Türkiye'nin getirildiği nokta aslında tam da burasıdır.
Kalitesizlik her yanımızı sarmış durumda. En tepeden başlıyor, televizyonlar ve gazeteler eliyle genele yayılıyor. Toplumu ayakta tutan en temel kurum olan ailelere sirayet ediyor. "Kadına şiddete son" mesajının verilmek istendiği reklamlarda bile kadına şiddet uygulanıyor.
Birbiriyle iç içe geçmiş, birbiriyle inanılmaz bir uyum içerisinde çalışan "kalitesizlik dişlileri" içinde öğütülüyoruz.
Öz kültürümüzden kopuyoruz. Şehirlerimiz, caddelerimiz tatsızlaşıyor.

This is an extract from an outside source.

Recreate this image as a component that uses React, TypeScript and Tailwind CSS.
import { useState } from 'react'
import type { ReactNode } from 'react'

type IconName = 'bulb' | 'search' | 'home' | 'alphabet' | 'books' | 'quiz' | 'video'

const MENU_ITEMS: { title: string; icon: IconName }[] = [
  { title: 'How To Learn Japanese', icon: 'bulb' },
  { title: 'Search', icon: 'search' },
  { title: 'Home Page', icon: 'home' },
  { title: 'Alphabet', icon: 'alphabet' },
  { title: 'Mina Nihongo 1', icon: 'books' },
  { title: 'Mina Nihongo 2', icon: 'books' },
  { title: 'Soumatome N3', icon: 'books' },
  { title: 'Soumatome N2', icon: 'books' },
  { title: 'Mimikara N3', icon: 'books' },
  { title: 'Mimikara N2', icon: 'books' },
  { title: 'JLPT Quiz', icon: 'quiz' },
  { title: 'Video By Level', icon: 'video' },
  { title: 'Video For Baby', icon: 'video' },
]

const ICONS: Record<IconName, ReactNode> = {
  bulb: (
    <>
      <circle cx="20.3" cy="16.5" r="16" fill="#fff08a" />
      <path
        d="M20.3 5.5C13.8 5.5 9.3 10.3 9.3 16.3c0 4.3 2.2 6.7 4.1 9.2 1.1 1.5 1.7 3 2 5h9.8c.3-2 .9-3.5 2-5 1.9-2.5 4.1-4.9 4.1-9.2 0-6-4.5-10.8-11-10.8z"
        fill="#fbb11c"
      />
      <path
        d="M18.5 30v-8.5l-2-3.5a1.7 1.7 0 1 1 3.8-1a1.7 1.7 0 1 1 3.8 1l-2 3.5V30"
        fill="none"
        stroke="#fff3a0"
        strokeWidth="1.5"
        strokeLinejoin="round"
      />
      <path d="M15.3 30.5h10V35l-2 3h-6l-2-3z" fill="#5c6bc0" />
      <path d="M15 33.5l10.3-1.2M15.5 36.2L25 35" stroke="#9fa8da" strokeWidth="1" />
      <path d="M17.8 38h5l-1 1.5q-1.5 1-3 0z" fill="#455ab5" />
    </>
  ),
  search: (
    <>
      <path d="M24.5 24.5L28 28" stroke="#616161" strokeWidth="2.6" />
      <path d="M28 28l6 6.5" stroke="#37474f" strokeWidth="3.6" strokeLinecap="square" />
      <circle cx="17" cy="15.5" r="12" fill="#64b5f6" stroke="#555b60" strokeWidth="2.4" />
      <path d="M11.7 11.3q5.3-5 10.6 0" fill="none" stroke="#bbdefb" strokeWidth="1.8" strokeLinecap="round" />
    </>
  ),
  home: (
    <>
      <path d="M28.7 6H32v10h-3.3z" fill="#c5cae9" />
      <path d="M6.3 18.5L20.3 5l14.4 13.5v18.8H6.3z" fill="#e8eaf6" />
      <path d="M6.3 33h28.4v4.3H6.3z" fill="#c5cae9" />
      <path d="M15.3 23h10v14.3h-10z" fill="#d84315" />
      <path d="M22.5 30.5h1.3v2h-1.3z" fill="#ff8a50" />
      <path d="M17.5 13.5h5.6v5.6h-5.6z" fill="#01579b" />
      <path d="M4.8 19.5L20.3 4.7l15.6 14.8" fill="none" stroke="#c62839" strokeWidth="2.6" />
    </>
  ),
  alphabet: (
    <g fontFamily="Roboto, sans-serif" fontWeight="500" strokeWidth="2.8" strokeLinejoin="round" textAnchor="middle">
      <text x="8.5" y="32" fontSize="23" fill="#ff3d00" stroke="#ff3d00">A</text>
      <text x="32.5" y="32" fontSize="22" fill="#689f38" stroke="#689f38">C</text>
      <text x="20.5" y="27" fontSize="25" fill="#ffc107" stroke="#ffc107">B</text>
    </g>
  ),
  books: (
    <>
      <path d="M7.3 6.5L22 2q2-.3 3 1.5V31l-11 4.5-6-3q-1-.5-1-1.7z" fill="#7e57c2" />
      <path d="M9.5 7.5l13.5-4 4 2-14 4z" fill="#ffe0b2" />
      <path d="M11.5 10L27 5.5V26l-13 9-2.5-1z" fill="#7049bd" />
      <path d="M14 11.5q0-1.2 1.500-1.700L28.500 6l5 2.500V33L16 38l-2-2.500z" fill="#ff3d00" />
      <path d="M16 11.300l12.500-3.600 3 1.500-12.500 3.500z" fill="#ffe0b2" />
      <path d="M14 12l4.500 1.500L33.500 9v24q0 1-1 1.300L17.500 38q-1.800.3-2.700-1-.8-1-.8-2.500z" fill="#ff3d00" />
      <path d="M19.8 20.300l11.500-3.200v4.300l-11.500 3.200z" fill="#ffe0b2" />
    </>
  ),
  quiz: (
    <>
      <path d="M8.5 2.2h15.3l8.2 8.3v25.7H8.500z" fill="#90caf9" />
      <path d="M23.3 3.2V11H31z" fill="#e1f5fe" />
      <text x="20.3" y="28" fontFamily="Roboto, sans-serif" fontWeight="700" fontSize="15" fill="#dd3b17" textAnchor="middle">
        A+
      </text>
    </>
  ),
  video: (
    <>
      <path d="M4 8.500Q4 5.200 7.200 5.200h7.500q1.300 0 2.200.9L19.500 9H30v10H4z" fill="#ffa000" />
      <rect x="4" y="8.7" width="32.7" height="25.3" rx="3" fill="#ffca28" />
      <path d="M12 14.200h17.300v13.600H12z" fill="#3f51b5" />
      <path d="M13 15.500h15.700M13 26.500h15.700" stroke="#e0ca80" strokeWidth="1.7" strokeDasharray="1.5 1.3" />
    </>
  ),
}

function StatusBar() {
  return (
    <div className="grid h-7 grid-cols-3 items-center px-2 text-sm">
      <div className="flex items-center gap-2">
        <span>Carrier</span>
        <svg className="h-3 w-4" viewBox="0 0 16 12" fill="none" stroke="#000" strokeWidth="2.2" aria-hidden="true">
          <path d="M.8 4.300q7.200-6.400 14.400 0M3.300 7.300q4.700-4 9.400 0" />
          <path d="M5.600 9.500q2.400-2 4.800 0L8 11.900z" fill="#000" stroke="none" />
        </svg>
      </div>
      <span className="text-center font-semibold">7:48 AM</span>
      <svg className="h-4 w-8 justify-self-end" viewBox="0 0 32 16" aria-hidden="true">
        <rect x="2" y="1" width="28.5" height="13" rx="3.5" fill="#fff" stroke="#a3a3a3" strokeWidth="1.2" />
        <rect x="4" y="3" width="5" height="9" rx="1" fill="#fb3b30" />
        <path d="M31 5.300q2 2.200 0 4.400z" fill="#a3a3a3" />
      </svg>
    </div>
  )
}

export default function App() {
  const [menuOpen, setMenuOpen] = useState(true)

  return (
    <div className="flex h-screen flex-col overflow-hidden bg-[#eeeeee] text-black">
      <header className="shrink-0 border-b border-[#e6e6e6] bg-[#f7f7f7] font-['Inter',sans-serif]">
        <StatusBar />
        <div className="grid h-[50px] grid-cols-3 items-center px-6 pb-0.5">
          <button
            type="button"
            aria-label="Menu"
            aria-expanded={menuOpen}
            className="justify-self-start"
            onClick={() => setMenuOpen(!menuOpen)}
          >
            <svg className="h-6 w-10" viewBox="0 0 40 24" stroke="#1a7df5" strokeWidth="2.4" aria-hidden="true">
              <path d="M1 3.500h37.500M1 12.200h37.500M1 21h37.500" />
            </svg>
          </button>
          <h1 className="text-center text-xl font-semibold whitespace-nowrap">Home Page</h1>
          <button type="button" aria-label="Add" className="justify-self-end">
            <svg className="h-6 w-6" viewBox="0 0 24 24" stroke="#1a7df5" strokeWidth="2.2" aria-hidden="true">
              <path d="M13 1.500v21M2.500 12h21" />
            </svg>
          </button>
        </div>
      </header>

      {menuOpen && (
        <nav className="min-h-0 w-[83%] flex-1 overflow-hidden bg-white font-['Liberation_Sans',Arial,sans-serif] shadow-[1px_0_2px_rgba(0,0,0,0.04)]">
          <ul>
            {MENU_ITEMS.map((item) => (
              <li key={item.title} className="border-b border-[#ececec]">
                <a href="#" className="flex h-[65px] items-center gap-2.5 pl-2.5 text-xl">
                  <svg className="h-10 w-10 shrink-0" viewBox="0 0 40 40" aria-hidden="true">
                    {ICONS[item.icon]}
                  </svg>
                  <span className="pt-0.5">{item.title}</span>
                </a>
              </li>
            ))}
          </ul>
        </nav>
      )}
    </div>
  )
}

Konuşmalarımız, hitabetlerimiz basitleşiyor, kullanılan kelimeler sınırlı hale geliyor.
Bireyleri gelişemeyen toplumların en temel özelliği adalet mekanizmalarının çalışamamasıdır. Bu, toplumsal endişeyi ve güçlünün adaletini başlatır. Ne yazık ki fazlasıyla yaşıyoruz.
Bilgiye ulaşamadığımız, bilgiyi yayamadığımız için "ara eleman ülkesi" olma sorununu yaşıyoruz. Bilgiyi üretemediğimiz için, sınırlı ürünleri tüketen ve onlara ulaşmakta da zorluk yaşayan geri kalmış ülkeler konumuna düşüyoruz.
Aklımız, fikrimiz ve vizyonumuz, koltuğundan başka sevdası olmayanların ağızlarında heba ediliyor.
Seçim süreci, çirkinliğin, bayağılaşmanın hangi boyutlara geldiğini anlatan küçük bir resim gibiydi.
Bu resmin değişmesi de kısa vadede çok mümkün gözükmüyor.
Yeniden ayağa kalkmamız için, entelektüel sermayemizin yasal örgütlenmeler oluşturması gerekiyor.